WORK TO BE COMPLETED:
Reply with one number: how many lines contain the word "this".

(Rows from a dataset of pages and code)
--- BEGIN ---

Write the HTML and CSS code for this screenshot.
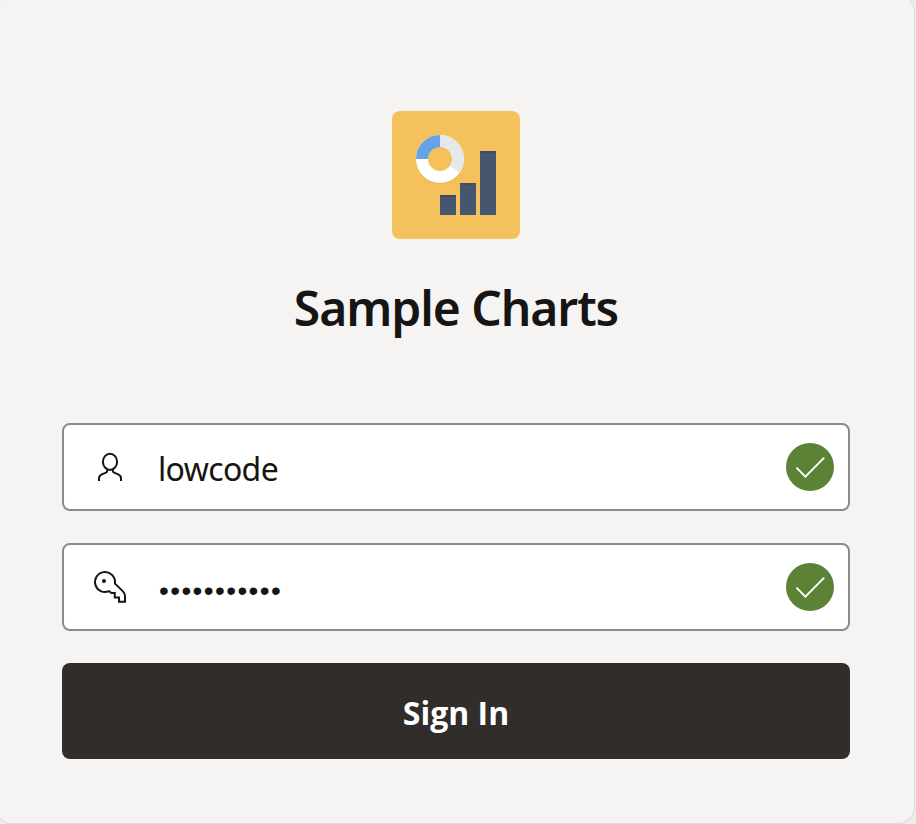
FILE: index.html
```html
<!DOCTYPE html>
<html lang="en">
<head>
<meta charset="utf-8">
<title>Sample Charts</title>
<link rel="stylesheet" href="styles.css">
</head>
<body>
<main class="card">
  <svg class="logo" viewBox="0 0 128 128" aria-hidden="true">
    <rect width="128" height="128" rx="8" fill="#f4c15d"/>
    <circle cx="48" cy="49" r="18" fill="none" stroke="#e3b253" stroke-width="12"/>
    <circle cx="48" cy="48" r="18" fill="none" stroke="#fff" stroke-width="12"/>
    <path d="M48 30A18 18 0 0 1 62.7 58.4" fill="none" stroke="#e6e7e9" stroke-width="12"/>
    <path d="M30 48A18 18 0 0 1 48 30" fill="none" stroke="#64a3e8" stroke-width="12"/>
    <path d="M48 84h16v20H48zM68 72h16v32H68zM88 40h16v64H88z" fill="#45566e"/>
    <path d="M48 84h16v2H48zM68 72h16v2H68zM88 40h16v2H88z" fill="#3d4d63"/>
  </svg>
  <h1 class="title">Sample Charts</h1>
  <form class="form">
    <div class="field">
      <svg class="field-icon" viewBox="0 0 36 36" aria-hidden="true">
        <ellipse cx="18" cy="12.8" rx="7.1" ry="8.1"/>
        <path d="M15.2 20.4v1.3c0 1.1-.7 1.8-1.8 2.2l-3.1 1.2C7.9 26 7 27.6 7 29.5V32M20.8 20.4v1.3c0 1.1.7 1.8 1.8 2.2l3.1 1.2c2.4.9 3.3 2.5 3.3 4.4V32"/>
      </svg>
      <span class="value">lowcode</span>
      <svg class="valid" viewBox="0 0 48 48" aria-hidden="true"><circle cx="24" cy="24" r="24"/><path d="M10.4 24.6l9 9L38.2 14.6"/></svg>
    </div>
    <div class="field">
      <svg class="field-icon" viewBox="0 0 36 36" aria-hidden="true">
        <path d="M23 15.2V13A10 10 0 1 0 17 22.2L19.4 24H22.8V28.4H27V32.8H33V27C33 24.8 32.2 23.6 30.5 21.9L23 14.6"/>
        <circle class="dot" cx="12" cy="12" r="2"/>
      </svg>
      <span class="value masked">•••••••••••</span>
      <svg class="valid" viewBox="0 0 48 48" aria-hidden="true"><circle cx="24" cy="24" r="24"/><path d="M10.4 24.6l9 9L38.2 14.6"/></svg>
    </div>
    <button class="submit" type="button">Sign In</button>
  </form>
</main>
</body>
</html>
```
FILE: styles.css
```css
* { box-sizing: border-box; }
html { height: 100%; overflow: hidden; background: #ececed; }
body {
  margin: 0;
  height: 824px;
  overflow: hidden;
  font-family: "Noto Sans", "Open Sans", sans-serif;
  color: #161513;
}
.card {
  width: 918px;
  height: 827px;
  margin: -4px 0 0 -4px;
  padding: 115px 64px 0 66px;
  border-radius: 16px;
  background: #f5f4f2;
  box-shadow: 0 0 0 1px #dcdcdd;
  display: flex;
  flex-direction: column;
}
.logo { width: 128px; height: 128px; margin-left: 330px; }
.title {
  margin: 37px 0 0;
  width: 788px;
  height: 64px;
  line-height: 64px;
  text-align: center;
  white-space: nowrap;
  font-size: 48px;
  font-weight: 600;
  letter-spacing: -1.05px;
}
.form {
  width: 788px;
  margin-top: 83px;
  display: flex;
  flex-direction: column;
  gap: 32px;
}
.field {
  height: 88px;
  padding: 0 14px 0 28px;
  border: 2px solid #8b8b89;
  border-radius: 8px;
  background: #fff;
  display: flex;
  align-items: center;
}
.field-icon {
  width: 36px;
  height: 36px;
  flex: none;
  fill: none;
  stroke: #161513;
  stroke-width: 2;
}
.dot { fill: #161513; stroke: none; }
.value {
  flex: 1;
  margin-left: 30px;
  padding-top: 3px;
  font-size: 32px;
  line-height: 44px;
  letter-spacing: -0.65px;
}
.masked {
  margin-left: 31px;
  padding-top: 8px;
  font-family: "Liberation Sans", sans-serif;
  font-size: 28px;
  letter-spacing: 1.4px;
}
.valid { width: 48px; height: 48px; flex: none; fill: #5c8335; }
.valid path { fill: none; stroke: #fff; stroke-width: 2; }
.submit {
  height: 96px;
  padding: 3px 0 0;
  border: 0;
  border-radius: 8px;
  background: #312d2a;
  color: #fff;
  font: 700 32px/44px "Open Sans", "Noto Sans", sans-serif;
}
```
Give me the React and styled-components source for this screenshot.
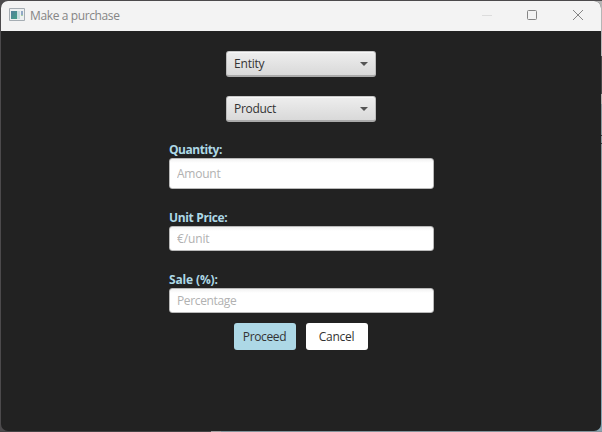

--- END ---

EXERCISE RESULT:
2